Ele não se importava com que os outros pensavam a seu respeito. A mão descia até o pescoço e voltava até a altura dos cabelos, e a imagem na mão. Ele não ligava para a voz de cantor lírico que o padre possuía. Ele com certeza não se perguntava: O que eu posso ser para o mundo? O que o mundo poder ser para mim? Talvez a indagação dele fosse assim: “O que eu e o mundo somos juntos?” Ele apenas queria fazer a sua parte: ser feliz, ajudar a reconstruir o mundo, dessa vez mais habitável. Não interessa o discurso delirante do “dessa vez a minha vida muda”. Não interessa as anotações de objetivos feitas na mudança de ano, que possivelmente não vão ser alcançados por falta de esforços de quem a fez.
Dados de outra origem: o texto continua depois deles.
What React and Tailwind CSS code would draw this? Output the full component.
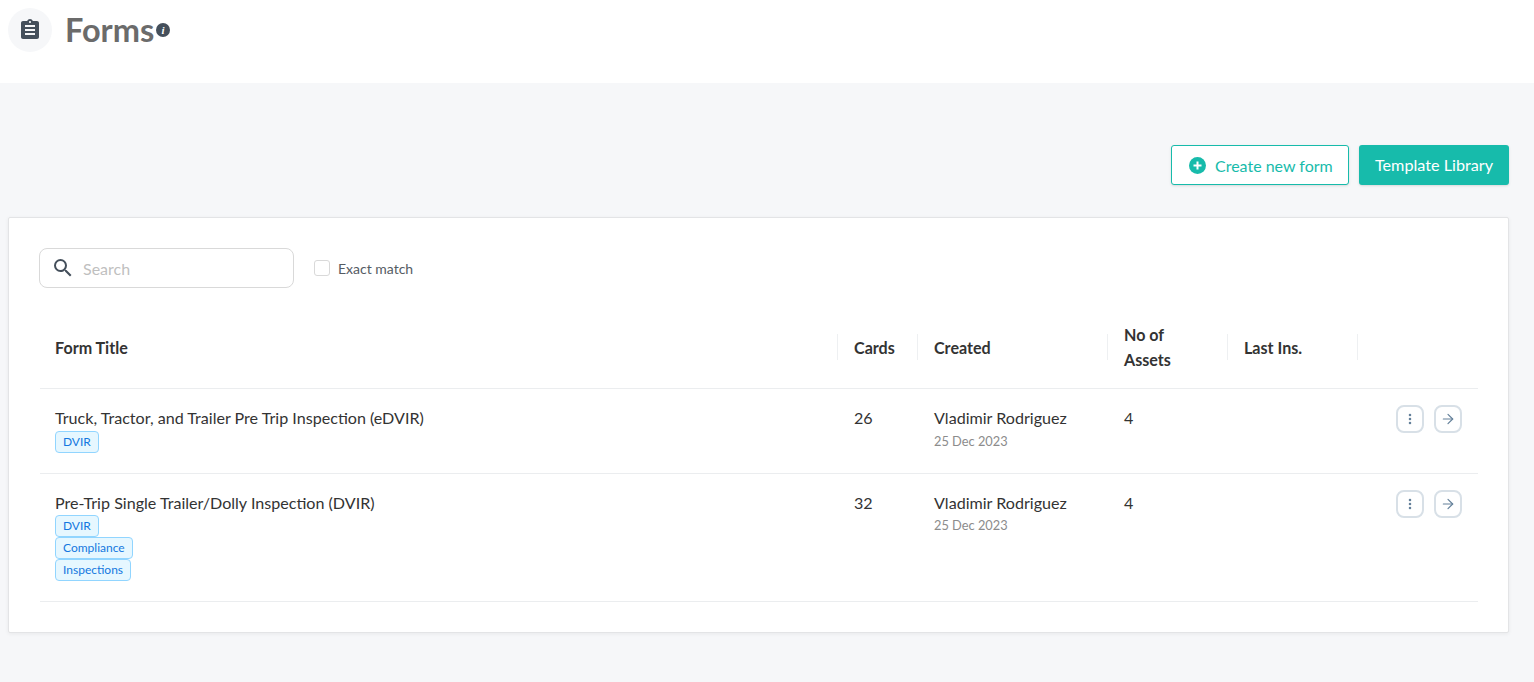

Não interessa a vontade de fazer algo novo. Perto dele eu podia ver o quanto o tempo é subjetivo. Ao observá-lo eu via que a oportunidade não bate à porta, ela é um resultado de uma ação e é única, o que talvez torne a vida complexa. Porém, nele eu via também o quanto a vida é simples e o quanto os homens são vulneráveis a complexidade. Ele repetia, repetia diferente, repetia admirado, repetia com amor, repetia leve, repetia sorrindo e o horizonte devolvia um sorriso para ele, e ele vivia com seu “problema”! E, atualmente, as pessoas observam com olhos comprometidos, reclamam dos seus problemas, tentam apontar e solucionar os conflitos dos outros,julgam segundo o que acham que viram ou o que “sentem”, e repetem, repetem, repetem... E nem sabem que vivem!
Ele me propôs criar uma fábula: “O senhor Vaga-lume e o tempo ”... E eu lhes contaria, amigos, esta fábula... Mas o bairro, a cidade, o estado, o país, o continente, o mundo estão estagnados na repetição por causa do medo dos olhos olheios. Lá vamos nós nesse mesmo embalo. E nossas vidas repetem, repetem, repetem... E eu não sei quando e onde isso vai parar! Afinal, existe redenção para este pecado: não viver?